HSBC Securities Fined for Late TRACE Reporting and Inadequate Supervision

2024-10-29

My Bad Broker

According to FINRA, HSBC Securities (USA) Inc. was censured and fined $125,000 on October 29, 2024, and required to certify that it remediated the identified issues and implemented a reasonably designed supervisory system.

The firm failed to timely report to Trade Reporting and Compliance Engine (TRACE) transactions in TRACE-eligible corporate debt securities. The firm's late reporting was caused by, among other things, delays associated with manual handling of orders, such as firm employees entering trades late and making untimely amendments and corrections to transaction terms, and issues related to the manual process required to report transactions in certain foreign debt securities.

The firm also failed to establish and maintain a supervisory system reasonably designed to achieve compliance with TRACE reporting requirements. Specifically, the firm's written supervisory procedures lacked reasonable guidance for supervisors to address traders' repeated instances of late reporting.
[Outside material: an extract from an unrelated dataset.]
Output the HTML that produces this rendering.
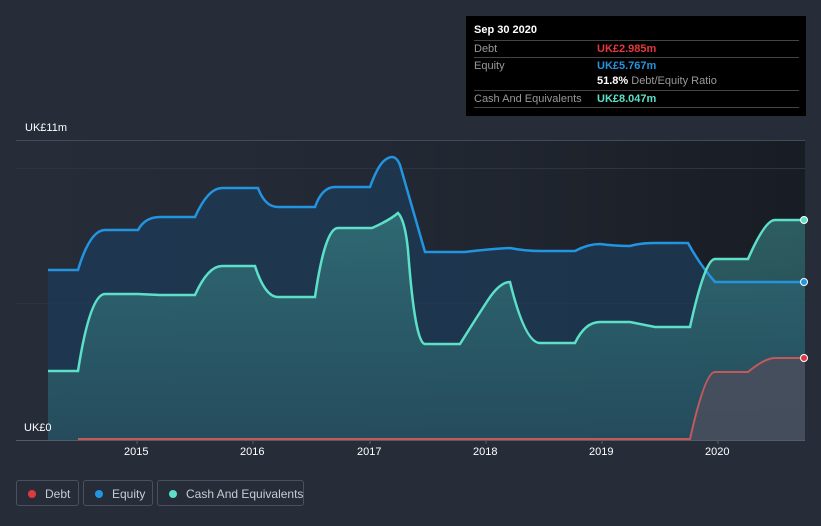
<!DOCTYPE html>
<html><head><meta charset="utf-8"><style>
body{margin:0;width:821px;height:526px;background:#262d39;font-family:"Liberation Sans",sans-serif;overflow:hidden;position:relative}
.tip{position:absolute;left:466px;top:16px;width:340px;height:100px;background:#000;color:#fff;font-size:11px}
.tip .h{position:absolute;left:8px;top:8px;font-weight:bold}
.row{position:absolute;left:8px;width:325px;border-top:1px solid #444;height:16px;line-height:16px;color:#999}
.row span{position:absolute;left:123px;font-weight:bold}
.leg{position:absolute;top:480px;height:26px;border:1px solid #4a515c;border-radius:3px;color:#c8ccd2;font-size:12px;line-height:26px;box-sizing:border-box;white-space:nowrap}
.leg i{position:absolute;left:11px;top:9px;width:8px;height:8px;border-radius:50%}
.leg span{position:absolute;left:28px;top:0}
.ax{position:absolute;color:#fff;font-size:11px}
</style></head><body>
<svg width="821" height="526" style="position:absolute;left:0;top:0">
<defs>
<linearGradient id="bg" x1="0" x2="1"><stop offset="0" stop-color="#262d39"/><stop offset="0.5" stop-color="#222833"/><stop offset="1" stop-color="#181c23"/></linearGradient>
<linearGradient id="cf" x1="0" y1="0" x2="0" y2="1"><stop offset="0" stop-color="#3a8a8a" stop-opacity="0.6"/><stop offset="1" stop-color="#2a5a66" stop-opacity="0.6"/></linearGradient>
</defs>
<rect x="16" y="140" width="789" height="300" fill="url(#bg)"/>
<line x1="16" y1="140.5" x2="805" y2="140.5" stroke="#444b56"/>
<line x1="16" y1="168.5" x2="805" y2="168.5" stroke="#2f3540"/>
<line x1="16" y1="303.5" x2="805" y2="303.5" stroke="#2f3540"/>
<path d="M48,440 L48,270 L78,270 Q90,230 105,230 L138,230 Q145,217 160,217 L195,217 Q208,188 222,188 L258,188 Q265,207 278,207 L315,207 Q322,187 335,187 L370,187 Q378,165 385,160 Q395,152 400,165 Q410,200 425,252 L465,252 Q490,249 510,248 Q525,251 540,251 L575,251 Q588,244 600,244 Q615,246 630,246 Q640,243 655,243 L688,243 Q700,265 715,282 L805,282 L805,440Z" fill="#1d3a55" fill-opacity="0.8"/>
<path d="M48,440 L48,371 L78,371 Q90,294 105,294 L138,294 L160,295 L195,295 Q208,266 222,266 L255,266 Q265,297 278,297 L315,297 Q325,228 338,228 L372,228 Q390,220 398,213 Q405,220 408,250 Q415,344 425,344 L460,344 Q475,320 488,300 Q500,282 510,282 Q525,343 540,343 L575,343 Q585,322 600,322 L630,322 L655,327 L690,327 Q705,259 715,259 L748,259 Q765,220 775,220 L805,220 L805,440Z" fill="url(#cf)"/>
<path d="M690,440 Q705,372 715,372 L748,372 Q765,358 775,358 L805,358 L805,440Z" fill="#4a4e5c" fill-opacity="0.85"/>
<path d="M48,270 L78,270 Q90,230 105,230 L138,230 Q145,217 160,217 L195,217 Q208,188 222,188 L258,188 Q265,207 278,207 L315,207 Q322,187 335,187 L370,187 Q378,165 385,160 Q395,152 400,165 Q410,200 425,252 L465,252 Q490,249 510,248 Q525,251 540,251 L575,251 Q588,244 600,244 Q615,246 630,246 Q640,243 655,243 L688,243 Q700,265 715,282 L805,282" fill="none" stroke="#2394df" stroke-width="2.5"/>
<path d="M48,371 L78,371 Q90,294 105,294 L138,294 L160,295 L195,295 Q208,266 222,266 L255,266 Q265,297 278,297 L315,297 Q325,228 338,228 L372,228 Q390,220 398,213 Q405,220 408,250 Q415,344 425,344 L460,344 Q475,320 488,300 Q500,282 510,282 Q525,343 540,343 L575,343 Q585,322 600,322 L630,322 L655,327 L690,327 Q705,259 715,259 L748,259 Q765,220 775,220 L805,220" fill="none" stroke="#5ce0c8" stroke-width="2.5"/>
<path d="M78,439 L690,439 Q705,372 715,372 L748,372 Q765,358 775,358 L805,358" fill="none" stroke="#c4595c" stroke-width="2"/>
<line x1="16" y1="440.5" x2="805" y2="440.5" stroke="#555c66"/>
<g stroke="#555c66"><line x1="137" y1="440" x2="137" y2="444"/><line x1="253" y1="440" x2="253" y2="444"/><line x1="370" y1="440" x2="370" y2="444"/><line x1="486" y1="440" x2="486" y2="444"/><line x1="602" y1="440" x2="602" y2="444"/><line x1="718" y1="440" x2="718" y2="444"/></g>
<circle cx="804" cy="220" r="3.5" fill="#5ce0c8" stroke="#fff"/>
<circle cx="804" cy="282" r="3.5" fill="#2394df" stroke="#fff"/>
<circle cx="804" cy="358" r="3.5" fill="#e0383e" stroke="#fff"/>
</svg>
<div class="ax" style="left:25px;top:122px">UK£11m</div>
<div class="ax" style="left:24px;top:422px">UK£0</div>
<div class="ax" style="left:124px;top:446px">2015</div>
<div class="ax" style="left:240px;top:446px">2016</div>
<div class="ax" style="left:357px;top:446px">2017</div>
<div class="ax" style="left:473px;top:446px">2018</div>
<div class="ax" style="left:589px;top:446px">2019</div>
<div class="ax" style="left:705px;top:446px">2020</div>
<div class="tip">
<div class="h">Sep 30 2020</div>
<div class="row" style="top:24px">Debt<span style="color:#e2393e">UK£2.985m</span></div>
<div class="row" style="top:41px">Equity<span style="color:#2394df">UK£5.767m</span></div>
<div class="row" style="top:57px;border-top:none"><span style="color:#fff">51.8% <b style="color:#999;font-weight:normal">Debt/Equity Ratio</b></span></div>
<div class="row" style="top:74px;border-bottom:1px solid #444">Cash And Equivalents<span style="color:#5ce0c8">UK£8.047m</span></div>
</div>
<div class="leg" style="left:16px;width:63px"><i style="background:#e2393e"></i><span>Debt</span></div>
<div class="leg" style="left:83px;width:70px"><i style="background:#2394df"></i><span>Equity</span></div>
<div class="leg" style="left:157px;width:147px"><i style="background:#5ce0c8"></i><span>Cash And Equivalents</span></div>
</body></html>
The firm identified specific traders responsible for the late reporting but failed to effectively address their pattern of late reporting. The firm's procedures required supervisors to address and resolve issues with such repeat offenders but provided no guidance on how to do so.

TRACE reporting provides transparency to the corporate bond market by making transaction data available to market participants and the public. Timely and accurate TRACE reporting is essential for price discovery and market efficiency. When firms report late, it deprives the market of real-time information about bond prices and trading activity, which can disadvantage investors who rely on that information to make informed trading decisions.

This case reveals a supervisory system that identified problems but failed to solve them. The firm knew which traders were repeatedly reporting late, yet the supervisory procedures provided no guidance on how to address the issue. This is a classic example of a supervisory system that is not reasonably designed—identifying a problem is only the first step; the system must also provide tools and guidance for resolving the problem.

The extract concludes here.